Options for each enumerated parameter (parameters where you choose
from a list of a fixed set of choices) are given.  Some enumerated
parameters allow 'Custom' which will put in some basic default
but disable checking - useful for where the user knows they want
to manually set the sim-pars (to possibly disallowed values).

--------------------------------------------------------
1. Project Setup
--------------------------------------------------------

MP: project - name to be used for file generation, etc.
        (e.g. project = 'sim_cepha') [USER CHOICE]

    DP: various file names

--------------------------------------------------------
2. Array Setup
--------------------------------------------------------

MP: alma_config - configuration for the main ALMA (12m) array
        ['O-1','O-2',...,'Y+','Custom','']

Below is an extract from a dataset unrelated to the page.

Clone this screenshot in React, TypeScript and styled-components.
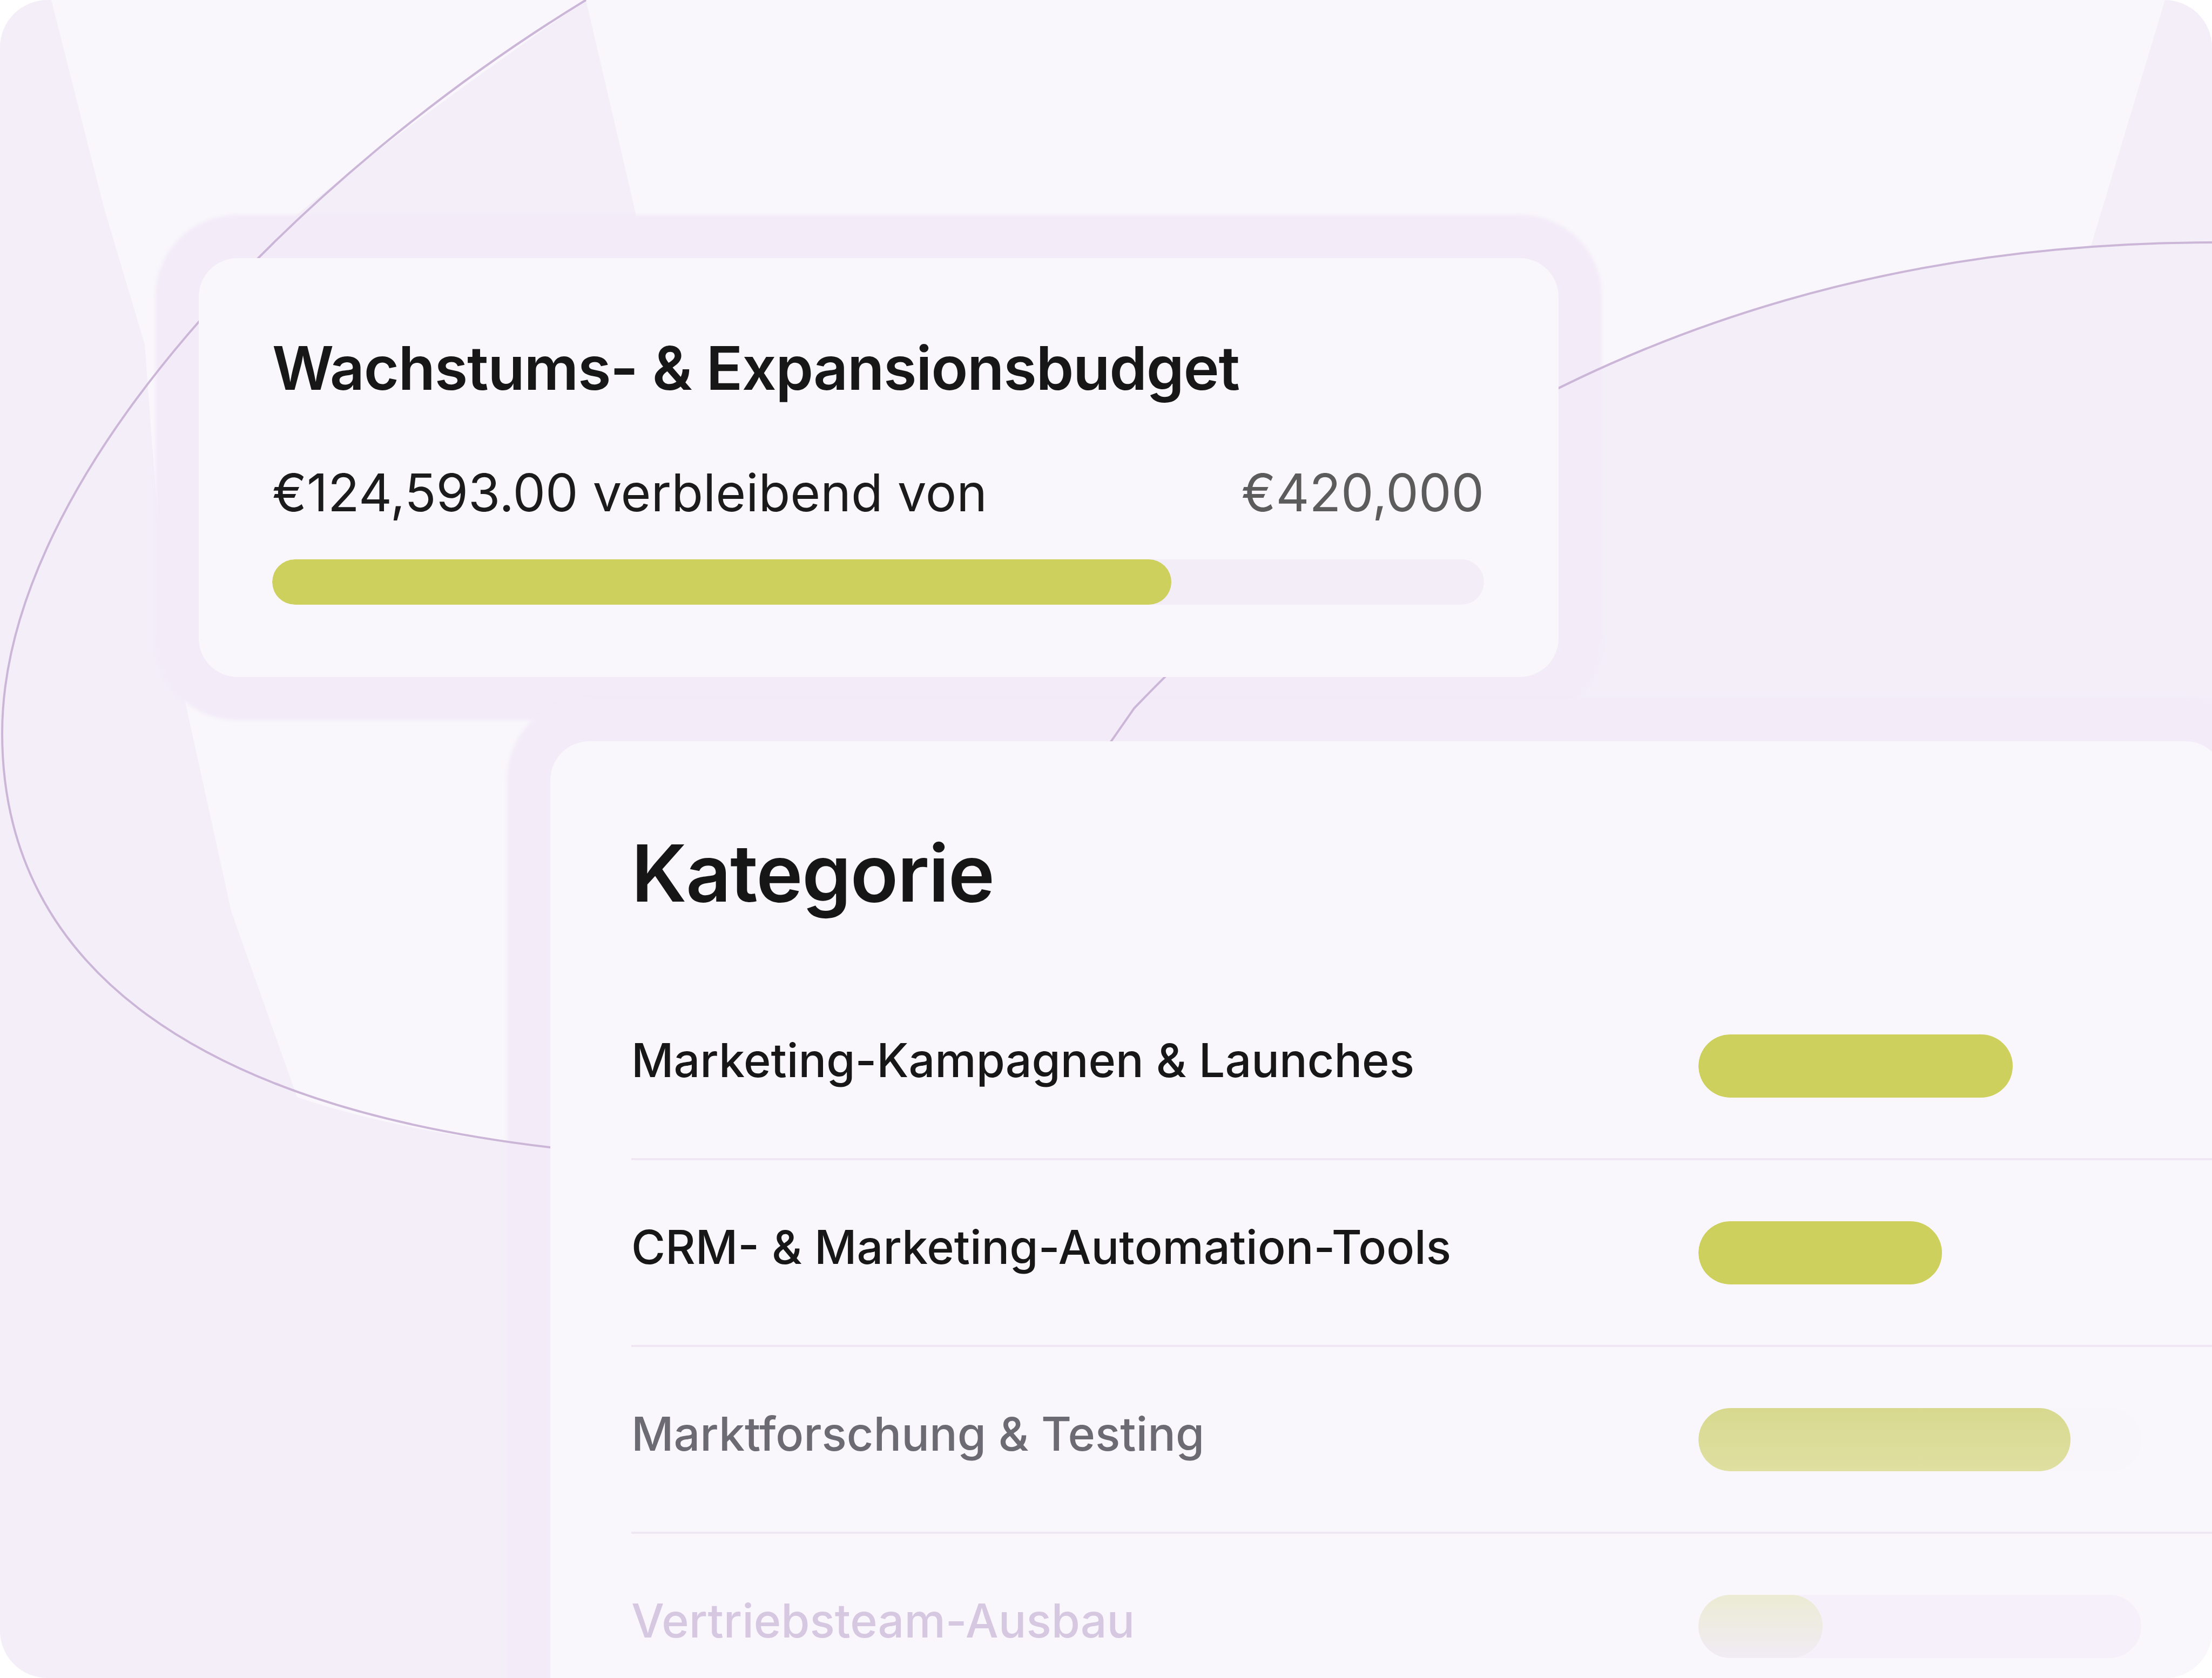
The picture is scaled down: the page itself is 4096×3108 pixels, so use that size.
import React from 'react';
import styled, { createGlobalStyle } from 'styled-components';

type Tone = 'solid' | 'muted' | 'ghost';

const tones: Record<Tone, { text: string; fill: string; track: string }> = {
  solid: { text: '#171717', fill: '#cdd05c', track: '#f9f7fc' },
  muted: { text: '#6c6a72', fill: 'linear-gradient(180deg, #d8d98f 0%, #dfe0a1 100%)', track: '#f8f5fb' },
  ghost: { text: '#d7c8e2', fill: 'linear-gradient(180deg, #ecebd3 0%, #f1ebf5 100%)', track: '#f5f0f9' },
};

const categories: { label: string; share: number; tone: Tone }[] = [
  { label: 'Marketing-Kampagnen & Launches', share: 71, tone: 'solid' },
  { label: 'CRM- & Marketing-Automation-Tools', share: 55, tone: 'solid' },
  { label: 'Marktforschung & Testing', share: 84, tone: 'muted' },
  { label: 'Vertriebsteam-Ausbau', share: 28, tone: 'ghost' },
];

const GlobalStyle = createGlobalStyle`
  html, body {
    margin: 0;
    padding: 0;
    background: #ffffff;
  }
  body {
    font-family: Inter, "Noto Sans", "Liberation Sans", sans-serif;
    -webkit-font-smoothing: antialiased;
  }
`;

const Frame = styled.main`
  position: relative;
  isolation: isolate;
  width: 4096px;
  height: 3108px;
  box-sizing: border-box;
  padding-top: 478px;
  border-radius: 88px;
  overflow: hidden;
  background: #f9f7fc;
  display: flex;
  flex-direction: column;
  align-items: flex-start;
`;

const Backdrop = styled.svg`
  position: absolute;
  inset: 0;
  width: 100%;
  height: 100%;
  z-index: 0;
`;

const Orbit = styled.svg`
  position: absolute;
  inset: 0;
  width: 100%;
  height: 100%;
  z-index: 2;
  pointer-events: none;
`;

/* soft lavender ring behind each card, kept under the orbit line */
const Halo = styled.div<{ $left: number; $top?: number }>`
  position: relative;
  margin-left: ${(p) => p.$left}px;
  margin-top: ${(p) => p.$top ?? 0}px;
  flex-shrink: 0;

  &::before {
    content: '';
    position: absolute;
    inset: -80px;
    border-radius: 150px;
    background: #f3ebf8;
    filter: blur(3px);
    z-index: 1;
  }
`;

const Panel = styled.section<{ $width: number }>`
  position: relative;
  z-index: 3;
  width: ${(p) => p.$width}px;
  box-sizing: border-box;
  border-radius: 72px;
  background: #f9f7fc;
`;

const BudgetBody = styled.div`
  padding: 136px 138px 134px 136px;
`;

const BudgetTitle = styled.h2`
  margin: 0;
  font-size: 112px;
  line-height: 1.2;
  font-weight: 600;
  letter-spacing: -0.012em;
  color: #171717;
`;

const AmountRow = styled.div`
  margin-top: 107px;
  display: flex;
  justify-content: space-between;
  align-items: baseline;
  font-size: 96px;
  line-height: 1.2;
`;

const Remaining = styled.span`
  color: #1b1b1b;
  font-weight: 400;
`;

const Total = styled.span`
  color: #5c5c5c;
  font-weight: 400;
`;

const Track = styled.div<{ $height: number; $color: string }>`
  height: ${(p) => p.$height}px;
  border-radius: ${(p) => p.$height / 2}px;
  background: ${(p) => p.$color};
  overflow: hidden;
`;

const BudgetTrack = styled(Track)`
  margin-top: 65px;
`;

const Fill = styled.div<{ $paint: string }>`
  height: 100%;
  border-radius: inherit;
  background: ${(p) => p.$paint};
`;

const CategoryBody = styled.div`
  padding: 157px 0 0 150px;
`;

const CategoryTitle = styled.h2`
  margin: 0 0 98px;
  font-size: 146px;
  line-height: 1.2;
  font-weight: 600;
  letter-spacing: -0.012em;
  color: #161616;
`;

const CategoryList = styled.ul`
  list-style: none;
  margin: 0;
  padding: 0;
`;

const CategoryRow = styled.li`
  display: grid;
  grid-template-columns: 1fr 820px;
  align-items: center;
  padding: 113px 154px 112px 0;
  border-bottom: 4px solid #efe8f4;
`;

const CategoryLabel = styled.span<{ $color: string }>`
  margin-top: -20px;
  font-size: 86px;
  line-height: 117px;
  font-weight: 500;
  color: ${(p) => p.$color};
`;

const ORBIT =
  'M1085 0 C560 320 4 880 4 1358 C4 1800 380 2050 1018 2125 C1500 2180 1900 1600 2100 1312 C2400 1000 3000 450 4096 449';

const App: React.FC = () => {
  const total = 420000;
  const used = 74.2;

  return (
    <>
      <GlobalStyle />
      <Frame>
        <Backdrop viewBox="0 0 4096 3108" preserveAspectRatio="none">
          <path
            d="M0 0 L95 0 L192 383 L268 638 L295 1000 L321 1200 L428 1687 L550 2032 Q746 2098 1018 2125 L1100 2125 L1100 3108 L0 3108 Z"
            fill="#f4eef9"
          />
          <path d="M1085 0 L1195 472 L464 472 Q653 300 1085 0 Z" fill="#f4eef9" />
          <path d="M2100 1312 C2400 1000 3000 450 4096 449 L4096 1420 L2100 1420 Z" fill="#f4eef9" />
          <path d="M4009 0 L4096 0 L4096 462 L3870 462 Z" fill="#f4eef9" />
        </Backdrop>
        <Orbit viewBox="0 0 4096 3108" preserveAspectRatio="none">
          <path d={ORBIT} fill="none" stroke="#cbb6d8" strokeWidth={4} />
        </Orbit>

        <Halo $left={368}>
          <Panel $width={2518}>
            <BudgetBody>
              <BudgetTitle>Wachstums- &amp; Expansionsbudget</BudgetTitle>
              <AmountRow>
                <Remaining>€124,593.00 verbleibend von</Remaining>
                <Total>€{total.toLocaleString('en-US')}</Total>
              </AmountRow>
              <BudgetTrack $height={84} $color="#f3edf7">
                <Fill $paint="#cdd05c" style={{ width: `${used}%` }} />
              </BudgetTrack>
            </BudgetBody>
          </Panel>
        </Halo>

        <Halo $left={1019} $top={119}>
          <Panel $width={3100}>
            <CategoryBody>
              <CategoryTitle>Kategorie</CategoryTitle>
              <CategoryList>
                {categories.map((c) => (
                  <CategoryRow key={c.label}>
                    <CategoryLabel $color={tones[c.tone].text}>{c.label}</CategoryLabel>
                    <Track $height={117} $color={tones[c.tone].track}>
                      <Fill $paint={tones[c.tone].fill} style={{ width: `${c.share}%` }} />
                    </Track>
                  </CategoryRow>
                ))}
              </CategoryList>
            </CategoryBody>
          </Panel>
        </Halo>
      </Frame>
    </>
  );
};

export default App;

MP: aca_config -  configuration for the ACA (7m)
        ['A','B','Custom','']

    DP: antlist

Choose which configuration of antennas that will be in the ms.  Can
pick one main array and one ACA configuration.  Note that if both main
and ACA configs are chosen, it will assume that these are being
cross-correlated together with the same observing and band parameters.

OPTION: It would be ideal if instead of configuration names the user
could specify a desired resolution, e.g. alma_config='1arcsec' which
would then lookup and choose the particular configuration whose
resolution most closely matches the desired synthesized beam size.

SP: antfile - file containing list of antennas (Num,X,Y,Z,D,type)
    AP: alma_config, aca_config

We expect that the action of the generator will be to produce lists of
antennas, pad locations, diameters (and eventually antenna types) that
are the inputs to the simulater.  We suggest that this actually be
done through a file (e.g. <project>.antlist ) that contains this
information in ascii format, so users can edit this.  This file could
also just include the python for these lists (e.g. padlist=[1,19,...];
padxlist=[62439.6,...]; etc.).

NOTE: This design is ALMA-specific.  If you want to expand the scope,
then one might designate an uber-parameter array:

MP: array - ['alma','evla','atca','carma','Custom']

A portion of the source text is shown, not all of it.